##### Source data #####
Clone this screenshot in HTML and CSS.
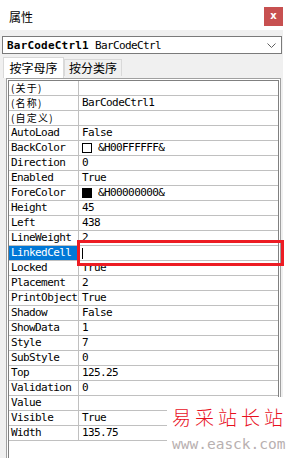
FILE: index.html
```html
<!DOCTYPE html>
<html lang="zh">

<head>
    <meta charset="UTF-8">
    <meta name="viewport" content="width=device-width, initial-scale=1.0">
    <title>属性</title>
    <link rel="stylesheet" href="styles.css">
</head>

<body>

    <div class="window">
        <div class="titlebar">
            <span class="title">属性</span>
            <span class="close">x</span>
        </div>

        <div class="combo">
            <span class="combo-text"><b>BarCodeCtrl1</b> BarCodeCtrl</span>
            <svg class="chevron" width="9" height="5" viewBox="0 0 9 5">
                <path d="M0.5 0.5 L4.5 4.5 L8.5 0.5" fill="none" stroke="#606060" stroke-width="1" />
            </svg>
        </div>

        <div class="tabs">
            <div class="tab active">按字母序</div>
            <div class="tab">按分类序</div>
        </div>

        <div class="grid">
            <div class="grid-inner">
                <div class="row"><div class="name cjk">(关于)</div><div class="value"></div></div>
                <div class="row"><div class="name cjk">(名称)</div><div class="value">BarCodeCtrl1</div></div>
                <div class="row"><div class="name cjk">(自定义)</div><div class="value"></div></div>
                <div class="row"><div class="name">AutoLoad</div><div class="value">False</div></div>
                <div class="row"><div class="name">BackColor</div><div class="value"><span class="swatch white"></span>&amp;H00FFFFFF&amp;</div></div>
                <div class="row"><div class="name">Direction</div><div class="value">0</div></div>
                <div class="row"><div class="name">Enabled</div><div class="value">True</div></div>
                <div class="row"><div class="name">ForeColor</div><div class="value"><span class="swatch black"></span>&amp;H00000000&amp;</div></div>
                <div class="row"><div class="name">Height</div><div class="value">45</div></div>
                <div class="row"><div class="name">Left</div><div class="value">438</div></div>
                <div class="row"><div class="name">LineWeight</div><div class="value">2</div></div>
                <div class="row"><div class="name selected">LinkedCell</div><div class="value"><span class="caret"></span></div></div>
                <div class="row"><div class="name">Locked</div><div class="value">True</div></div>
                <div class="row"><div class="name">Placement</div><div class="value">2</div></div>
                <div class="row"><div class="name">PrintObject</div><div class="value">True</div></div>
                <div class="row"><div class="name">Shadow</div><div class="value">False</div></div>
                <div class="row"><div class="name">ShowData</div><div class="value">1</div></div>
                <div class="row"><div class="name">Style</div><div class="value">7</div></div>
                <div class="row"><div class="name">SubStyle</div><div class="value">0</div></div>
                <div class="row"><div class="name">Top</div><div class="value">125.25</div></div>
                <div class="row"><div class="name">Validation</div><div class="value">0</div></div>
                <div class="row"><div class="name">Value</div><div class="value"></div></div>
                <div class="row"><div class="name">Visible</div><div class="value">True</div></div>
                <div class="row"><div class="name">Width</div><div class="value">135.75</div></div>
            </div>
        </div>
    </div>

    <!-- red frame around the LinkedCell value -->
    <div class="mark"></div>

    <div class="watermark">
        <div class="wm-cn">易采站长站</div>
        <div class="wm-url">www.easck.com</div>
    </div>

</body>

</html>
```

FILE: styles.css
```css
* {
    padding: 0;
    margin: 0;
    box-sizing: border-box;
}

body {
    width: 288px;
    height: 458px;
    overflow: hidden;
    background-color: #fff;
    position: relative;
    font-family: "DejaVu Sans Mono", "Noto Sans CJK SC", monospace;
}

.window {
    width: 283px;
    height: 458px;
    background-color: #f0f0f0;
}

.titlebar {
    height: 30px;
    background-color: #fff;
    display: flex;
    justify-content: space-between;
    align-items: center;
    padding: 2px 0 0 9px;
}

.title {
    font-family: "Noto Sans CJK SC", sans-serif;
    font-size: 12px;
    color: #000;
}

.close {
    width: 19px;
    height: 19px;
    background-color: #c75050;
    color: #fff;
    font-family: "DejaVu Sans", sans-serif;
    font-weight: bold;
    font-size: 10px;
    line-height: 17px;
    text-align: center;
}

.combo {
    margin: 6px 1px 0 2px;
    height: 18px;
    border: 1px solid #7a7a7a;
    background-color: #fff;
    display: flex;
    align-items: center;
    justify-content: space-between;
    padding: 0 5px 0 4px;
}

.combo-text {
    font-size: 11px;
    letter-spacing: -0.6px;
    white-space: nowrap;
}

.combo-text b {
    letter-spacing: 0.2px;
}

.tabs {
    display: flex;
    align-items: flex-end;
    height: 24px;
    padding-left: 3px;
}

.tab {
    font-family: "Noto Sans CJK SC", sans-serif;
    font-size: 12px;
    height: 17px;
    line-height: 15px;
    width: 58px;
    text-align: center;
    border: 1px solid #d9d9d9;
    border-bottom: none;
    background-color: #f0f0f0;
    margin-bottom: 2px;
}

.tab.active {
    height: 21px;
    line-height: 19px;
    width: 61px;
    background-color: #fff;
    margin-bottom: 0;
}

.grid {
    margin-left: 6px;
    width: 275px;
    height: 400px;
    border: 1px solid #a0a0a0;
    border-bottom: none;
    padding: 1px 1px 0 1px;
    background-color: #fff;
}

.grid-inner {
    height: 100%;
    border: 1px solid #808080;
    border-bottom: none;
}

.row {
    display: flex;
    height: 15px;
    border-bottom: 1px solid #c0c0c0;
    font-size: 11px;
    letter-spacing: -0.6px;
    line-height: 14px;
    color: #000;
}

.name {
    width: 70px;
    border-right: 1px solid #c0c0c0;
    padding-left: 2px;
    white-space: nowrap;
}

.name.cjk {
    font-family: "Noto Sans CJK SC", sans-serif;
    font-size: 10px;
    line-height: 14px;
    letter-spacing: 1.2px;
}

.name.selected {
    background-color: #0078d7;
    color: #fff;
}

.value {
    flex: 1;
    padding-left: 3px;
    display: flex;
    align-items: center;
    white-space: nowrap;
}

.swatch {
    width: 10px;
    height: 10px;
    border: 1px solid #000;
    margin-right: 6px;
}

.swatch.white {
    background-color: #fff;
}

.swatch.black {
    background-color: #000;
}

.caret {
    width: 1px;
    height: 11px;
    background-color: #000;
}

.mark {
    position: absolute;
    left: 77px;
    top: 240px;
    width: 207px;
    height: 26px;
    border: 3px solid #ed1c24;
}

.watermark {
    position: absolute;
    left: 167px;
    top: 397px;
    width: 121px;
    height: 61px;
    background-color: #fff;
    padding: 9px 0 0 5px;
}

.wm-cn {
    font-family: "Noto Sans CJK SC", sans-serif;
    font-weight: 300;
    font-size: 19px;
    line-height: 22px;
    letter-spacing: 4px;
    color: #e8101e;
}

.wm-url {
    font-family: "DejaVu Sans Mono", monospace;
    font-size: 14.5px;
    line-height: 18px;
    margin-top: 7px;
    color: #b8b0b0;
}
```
#####
Task to complete: Go through the listing above and write it out again exactly, dropping the pictures.

Correct response:
Clone this screenshot in HTML and CSS.
FILE: index.html
```html
<!DOCTYPE html>
<html lang="zh">

<head>
    <meta charset="UTF-8">
    <meta name="viewport" content="width=device-width, initial-scale=1.0">
    <title>属性</title>
    <link rel="stylesheet" href="styles.css">
</head>

<body>

    <div class="window">
        <div class="titlebar">
            <span class="title">属性</span>
            <span class="close">x</span>
        </div>

        <div class="combo">
            <span class="combo-text"><b>BarCodeCtrl1</b> BarCodeCtrl</span>
            <svg class="chevron" width="9" height="5" viewBox="0 0 9 5">
                <path d="M0.5 0.5 L4.5 4.5 L8.5 0.5" fill="none" stroke="#606060" stroke-width="1" />
            </svg>
        </div>

        <div class="tabs">
            <div class="tab active">按字母序</div>
            <div class="tab">按分类序</div>
        </div>

        <div class="grid">
            <div class="grid-inner">
                <div class="row"><div class="name cjk">(关于)</div><div class="value"></div></div>
                <div class="row"><div class="name cjk">(名称)</div><div class="value">BarCodeCtrl1</div></div>
                <div class="row"><div class="name cjk">(自定义)</div><div class="value"></div></div>
                <div class="row"><div class="name">AutoLoad</div><div class="value">False</div></div>
                <div class="row"><div class="name">BackColor</div><div class="value"><span class="swatch white"></span>&amp;H00FFFFFF&amp;</div></div>
                <div class="row"><div class="name">Direction</div><div class="value">0</div></div>
                <div class="row"><div class="name">Enabled</div><div class="value">True</div></div>
                <div class="row"><div class="name">ForeColor</div><div class="value"><span class="swatch black"></span>&amp;H00000000&amp;</div></div>
                <div class="row"><div class="name">Height</div><div class="value">45</div></div>
                <div class="row"><div class="name">Left</div><div class="value">438</div></div>
                <div class="row"><div class="name">LineWeight</div><div class="value">2</div></div>
                <div class="row"><div class="name selected">LinkedCell</div><div class="value"><span class="caret"></span></div></div>
                <div class="row"><div class="name">Locked</div><div class="value">True</div></div>
                <div class="row"><div class="name">Placement</div><div class="value">2</div></div>
                <div class="row"><div class="name">PrintObject</div><div class="value">True</div></div>
                <div class="row"><div class="name">Shadow</div><div class="value">False</div></div>
                <div class="row"><div class="name">ShowData</div><div class="value">1</div></div>
                <div class="row"><div class="name">Style</div><div class="value">7</div></div>
                <div class="row"><div class="name">SubStyle</div><div class="value">0</div></div>
                <div class="row"><div class="name">Top</div><div class="value">125.25</div></div>
                <div class="row"><div class="name">Validation</div><div class="value">0</div></div>
                <div class="row"><div class="name">Value</div><div class="value"></div></div>
                <div class="row"><div class="name">Visible</div><div class="value">True</div></div>
                <div class="row"><div class="name">Width</div><div class="value">135.75</div></div>
            </div>
        </div>
    </div>

    <!-- red frame around the LinkedCell value -->
    <div class="mark"></div>

    <div class="watermark">
        <div class="wm-cn">易采站长站</div>
        <div class="wm-url">www.easck.com</div>
    </div>

</body>

</html>
```

FILE: styles.css
```css
* {
    padding: 0;
    margin: 0;
    box-sizing: border-box;
}

body {
    width: 288px;
    height: 458px;
    overflow: hidden;
    background-color: #fff;
    position: relative;
    font-family: "DejaVu Sans Mono", "Noto Sans CJK SC", monospace;
}

.window {
    width: 283px;
    height: 458px;
    background-color: #f0f0f0;
}

.titlebar {
    height: 30px;
    background-color: #fff;
    display: flex;
    justify-content: space-between;
    align-items: center;
    padding: 2px 0 0 9px;
}

.title {
    font-family: "Noto Sans CJK SC", sans-serif;
    font-size: 12px;
    color: #000;
}

.close {
    width: 19px;
    height: 19px;
    background-color: #c75050;
    color: #fff;
    font-family: "DejaVu Sans", sans-serif;
    font-weight: bold;
    font-size: 10px;
    line-height: 17px;
    text-align: center;
}

.combo {
    margin: 6px 1px 0 2px;
    height: 18px;
    border: 1px solid #7a7a7a;
    background-color: #fff;
    display: flex;
    align-items: center;
    justify-content: space-between;
    padding: 0 5px 0 4px;
}

.combo-text {
    font-size: 11px;
    letter-spacing: -0.6px;
    white-space: nowrap;
}

.combo-text b {
    letter-spacing: 0.2px;
}

.tabs {
    display: flex;
    align-items: flex-end;
    height: 24px;
    padding-left: 3px;
}

.tab {
    font-family: "Noto Sans CJK SC", sans-serif;
    font-size: 12px;
    height: 17px;
    line-height: 15px;
    width: 58px;
    text-align: center;
    border: 1px solid #d9d9d9;
    border-bottom: none;
    background-color: #f0f0f0;
    margin-bottom: 2px;
}

.tab.active {
    height: 21px;
    line-height: 19px;
    width: 61px;
    background-color: #fff;
    margin-bottom: 0;
}

.grid {
    margin-left: 6px;
    width: 275px;
    height: 400px;
    border: 1px solid #a0a0a0;
    border-bottom: none;
    padding: 1px 1px 0 1px;
    background-color: #fff;
}

.grid-inner {
    height: 100%;
    border: 1px solid #808080;
    border-bottom: none;
}

.row {
    display: flex;
    height: 15px;
    border-bottom: 1px solid #c0c0c0;
    font-size: 11px;
    letter-spacing: -0.6px;
    line-height: 14px;
    color: #000;
}

.name {
    width: 70px;
    border-right: 1px solid #c0c0c0;
    padding-left: 2px;
    white-space: nowrap;
}

.name.cjk {
    font-family: "Noto Sans CJK SC", sans-serif;
    font-size: 10px;
    line-height: 14px;
    letter-spacing: 1.2px;
}

.name.selected {
    background-color: #0078d7;
    color: #fff;
}

.value {
    flex: 1;
    padding-left: 3px;
    display: flex;
    align-items: center;
    white-space: nowrap;
}

.swatch {
    width: 10px;
    height: 10px;
    border: 1px solid #000;
    margin-right: 6px;
}

.swatch.white {
    background-color: #fff;
}

.swatch.black {
    background-color: #000;
}

.caret {
    width: 1px;
    height: 11px;
    background-color: #000;
}

.mark {
    position: absolute;
    left: 77px;
    top: 240px;
    width: 207px;
    height: 26px;
    border: 3px solid #ed1c24;
}

.watermark {
    position: absolute;
    left: 167px;
    top: 397px;
    width: 121px;
    height: 61px;
    background-color: #fff;
    padding: 9px 0 0 5px;
}

.wm-cn {
    font-family: "Noto Sans CJK SC", sans-serif;
    font-weight: 300;
    font-size: 19px;
    line-height: 22px;
    letter-spacing: 4px;
    color: #e8101e;
}

.wm-url {
    font-family: "DejaVu Sans Mono", monospace;
    font-size: 14.5px;
    line-height: 18px;
    margin-top: 7px;
    color: #b8b0b0;
}
```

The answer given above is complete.